GOAL - Without the pictures, return all of the material exactly as written.
[start]
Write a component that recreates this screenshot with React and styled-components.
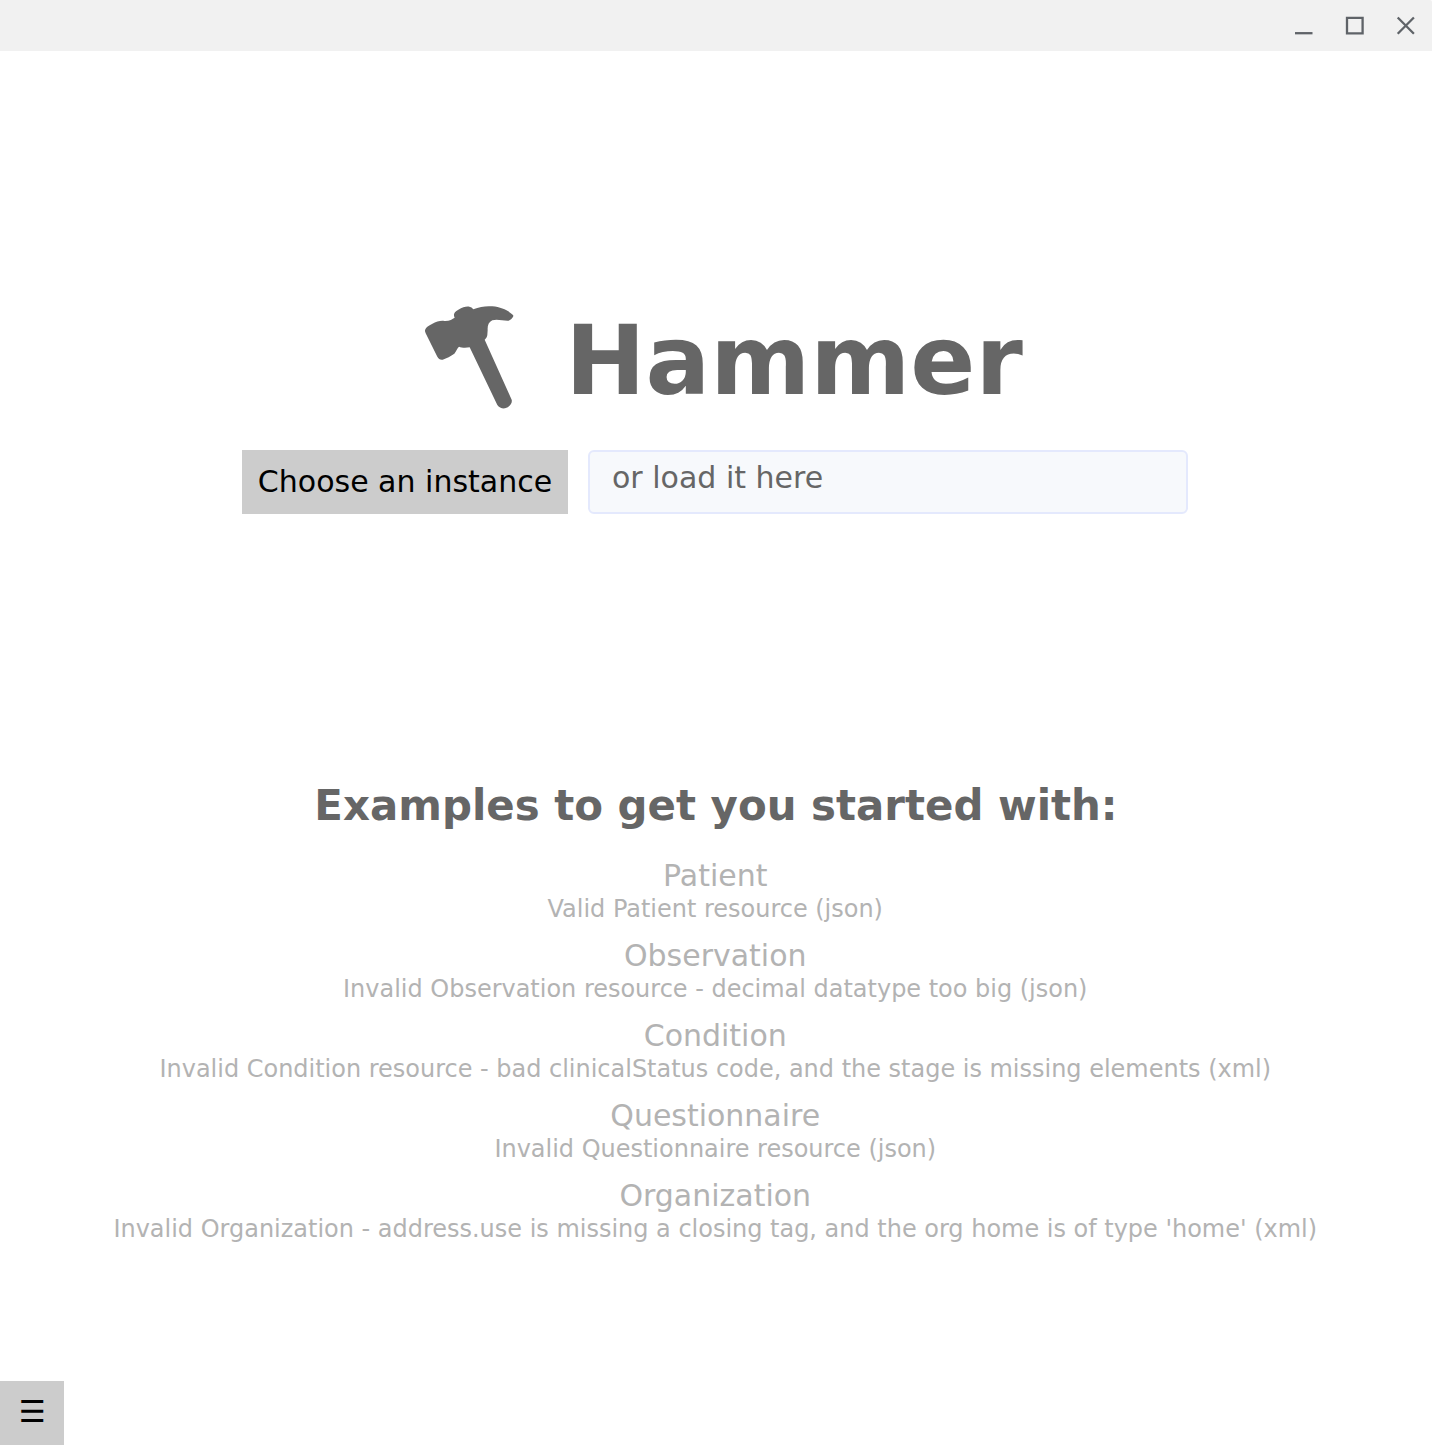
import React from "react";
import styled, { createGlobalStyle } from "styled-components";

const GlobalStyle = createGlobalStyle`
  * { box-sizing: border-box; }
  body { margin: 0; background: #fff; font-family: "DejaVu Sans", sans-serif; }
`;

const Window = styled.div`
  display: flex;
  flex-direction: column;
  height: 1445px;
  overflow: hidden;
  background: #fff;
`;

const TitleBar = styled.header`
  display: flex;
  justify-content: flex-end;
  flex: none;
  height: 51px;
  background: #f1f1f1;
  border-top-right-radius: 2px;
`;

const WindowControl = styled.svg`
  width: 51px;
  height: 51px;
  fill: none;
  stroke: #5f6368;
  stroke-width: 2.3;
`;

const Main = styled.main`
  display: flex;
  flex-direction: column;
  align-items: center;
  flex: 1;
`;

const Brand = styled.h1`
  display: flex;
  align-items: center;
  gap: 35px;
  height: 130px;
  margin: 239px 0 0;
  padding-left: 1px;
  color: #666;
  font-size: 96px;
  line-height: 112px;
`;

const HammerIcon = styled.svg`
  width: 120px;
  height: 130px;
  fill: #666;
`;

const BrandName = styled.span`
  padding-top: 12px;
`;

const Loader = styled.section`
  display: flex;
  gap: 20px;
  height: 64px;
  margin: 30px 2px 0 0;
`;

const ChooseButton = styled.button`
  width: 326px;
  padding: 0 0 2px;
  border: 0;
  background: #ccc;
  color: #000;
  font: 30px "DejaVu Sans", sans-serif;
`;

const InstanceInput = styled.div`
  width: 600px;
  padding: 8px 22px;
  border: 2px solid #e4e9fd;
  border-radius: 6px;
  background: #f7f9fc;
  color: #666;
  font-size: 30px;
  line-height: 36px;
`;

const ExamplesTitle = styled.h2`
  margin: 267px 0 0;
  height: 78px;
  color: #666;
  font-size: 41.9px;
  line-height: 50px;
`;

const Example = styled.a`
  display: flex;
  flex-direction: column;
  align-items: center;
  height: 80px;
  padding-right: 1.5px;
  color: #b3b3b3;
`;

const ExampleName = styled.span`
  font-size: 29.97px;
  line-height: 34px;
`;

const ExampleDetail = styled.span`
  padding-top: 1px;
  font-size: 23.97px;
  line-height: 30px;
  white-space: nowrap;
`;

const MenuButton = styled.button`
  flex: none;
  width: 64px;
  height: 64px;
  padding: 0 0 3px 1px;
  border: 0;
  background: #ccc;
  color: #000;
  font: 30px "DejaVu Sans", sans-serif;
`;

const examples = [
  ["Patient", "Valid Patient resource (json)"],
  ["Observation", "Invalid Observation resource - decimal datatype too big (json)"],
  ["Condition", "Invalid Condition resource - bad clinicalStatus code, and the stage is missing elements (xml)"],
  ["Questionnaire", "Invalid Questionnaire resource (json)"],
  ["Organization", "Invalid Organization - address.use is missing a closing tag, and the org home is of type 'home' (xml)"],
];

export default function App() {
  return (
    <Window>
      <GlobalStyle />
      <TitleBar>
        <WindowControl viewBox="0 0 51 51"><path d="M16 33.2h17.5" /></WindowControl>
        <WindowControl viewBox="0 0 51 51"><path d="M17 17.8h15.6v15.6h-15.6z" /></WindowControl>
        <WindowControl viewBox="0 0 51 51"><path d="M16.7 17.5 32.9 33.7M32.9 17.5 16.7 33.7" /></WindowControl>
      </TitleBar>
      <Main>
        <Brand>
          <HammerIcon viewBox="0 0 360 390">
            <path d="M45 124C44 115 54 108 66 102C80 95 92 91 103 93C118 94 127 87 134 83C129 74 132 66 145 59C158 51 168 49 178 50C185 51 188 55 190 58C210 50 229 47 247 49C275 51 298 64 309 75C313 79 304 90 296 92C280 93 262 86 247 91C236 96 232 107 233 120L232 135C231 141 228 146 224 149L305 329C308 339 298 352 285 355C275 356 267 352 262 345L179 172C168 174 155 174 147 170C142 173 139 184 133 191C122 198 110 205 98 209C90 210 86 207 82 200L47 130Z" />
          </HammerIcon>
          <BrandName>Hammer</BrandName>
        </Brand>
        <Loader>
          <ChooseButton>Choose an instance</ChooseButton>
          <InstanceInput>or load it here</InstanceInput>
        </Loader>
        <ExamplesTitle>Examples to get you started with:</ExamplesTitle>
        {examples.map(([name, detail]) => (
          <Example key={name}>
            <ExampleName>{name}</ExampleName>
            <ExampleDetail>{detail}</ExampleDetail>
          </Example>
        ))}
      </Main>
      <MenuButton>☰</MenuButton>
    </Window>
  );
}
[end]
TASK OUTPUT -
Write a component that recreates this screenshot with React and styled-components.
import React from "react";
import styled, { createGlobalStyle } from "styled-components";

const GlobalStyle = createGlobalStyle`
  * { box-sizing: border-box; }
  body { margin: 0; background: #fff; font-family: "DejaVu Sans", sans-serif; }
`;

const Window = styled.div`
  display: flex;
  flex-direction: column;
  height: 1445px;
  overflow: hidden;
  background: #fff;
`;

const TitleBar = styled.header`
  display: flex;
  justify-content: flex-end;
  flex: none;
  height: 51px;
  background: #f1f1f1;
  border-top-right-radius: 2px;
`;

const WindowControl = styled.svg`
  width: 51px;
  height: 51px;
  fill: none;
  stroke: #5f6368;
  stroke-width: 2.3;
`;

const Main = styled.main`
  display: flex;
  flex-direction: column;
  align-items: center;
  flex: 1;
`;

const Brand = styled.h1`
  display: flex;
  align-items: center;
  gap: 35px;
  height: 130px;
  margin: 239px 0 0;
  padding-left: 1px;
  color: #666;
  font-size: 96px;
  line-height: 112px;
`;

const HammerIcon = styled.svg`
  width: 120px;
  height: 130px;
  fill: #666;
`;

const BrandName = styled.span`
  padding-top: 12px;
`;

const Loader = styled.section`
  display: flex;
  gap: 20px;
  height: 64px;
  margin: 30px 2px 0 0;
`;

const ChooseButton = styled.button`
  width: 326px;
  padding: 0 0 2px;
  border: 0;
  background: #ccc;
  color: #000;
  font: 30px "DejaVu Sans", sans-serif;
`;

const InstanceInput = styled.div`
  width: 600px;
  padding: 8px 22px;
  border: 2px solid #e4e9fd;
  border-radius: 6px;
  background: #f7f9fc;
  color: #666;
  font-size: 30px;
  line-height: 36px;
`;

const ExamplesTitle = styled.h2`
  margin: 267px 0 0;
  height: 78px;
  color: #666;
  font-size: 41.9px;
  line-height: 50px;
`;

const Example = styled.a`
  display: flex;
  flex-direction: column;
  align-items: center;
  height: 80px;
  padding-right: 1.5px;
  color: #b3b3b3;
`;

const ExampleName = styled.span`
  font-size: 29.97px;
  line-height: 34px;
`;

const ExampleDetail = styled.span`
  padding-top: 1px;
  font-size: 23.97px;
  line-height: 30px;
  white-space: nowrap;
`;

const MenuButton = styled.button`
  flex: none;
  width: 64px;
  height: 64px;
  padding: 0 0 3px 1px;
  border: 0;
  background: #ccc;
  color: #000;
  font: 30px "DejaVu Sans", sans-serif;
`;

const examples = [
  ["Patient", "Valid Patient resource (json)"],
  ["Observation", "Invalid Observation resource - decimal datatype too big (json)"],
  ["Condition", "Invalid Condition resource - bad clinicalStatus code, and the stage is missing elements (xml)"],
  ["Questionnaire", "Invalid Questionnaire resource (json)"],
  ["Organization", "Invalid Organization - address.use is missing a closing tag, and the org home is of type 'home' (xml)"],
];

export default function App() {
  return (
    <Window>
      <GlobalStyle />
      <TitleBar>
        <WindowControl viewBox="0 0 51 51"><path d="M16 33.2h17.5" /></WindowControl>
        <WindowControl viewBox="0 0 51 51"><path d="M17 17.8h15.6v15.6h-15.6z" /></WindowControl>
        <WindowControl viewBox="0 0 51 51"><path d="M16.7 17.5 32.9 33.7M32.9 17.5 16.7 33.7" /></WindowControl>
      </TitleBar>
      <Main>
        <Brand>
          <HammerIcon viewBox="0 0 360 390">
            <path d="M45 124C44 115 54 108 66 102C80 95 92 91 103 93C118 94 127 87 134 83C129 74 132 66 145 59C158 51 168 49 178 50C185 51 188 55 190 58C210 50 229 47 247 49C275 51 298 64 309 75C313 79 304 90 296 92C280 93 262 86 247 91C236 96 232 107 233 120L232 135C231 141 228 146 224 149L305 329C308 339 298 352 285 355C275 356 267 352 262 345L179 172C168 174 155 174 147 170C142 173 139 184 133 191C122 198 110 205 98 209C90 210 86 207 82 200L47 130Z" />
          </HammerIcon>
          <BrandName>Hammer</BrandName>
        </Brand>
        <Loader>
          <ChooseButton>Choose an instance</ChooseButton>
          <InstanceInput>or load it here</InstanceInput>
        </Loader>
        <ExamplesTitle>Examples to get you started with:</ExamplesTitle>
        {examples.map(([name, detail]) => (
          <Example key={name}>
            <ExampleName>{name}</ExampleName>
            <ExampleDetail>{detail}</ExampleDetail>
          </Example>
        ))}
      </Main>
      <MenuButton>☰</MenuButton>
    </Window>
  );
}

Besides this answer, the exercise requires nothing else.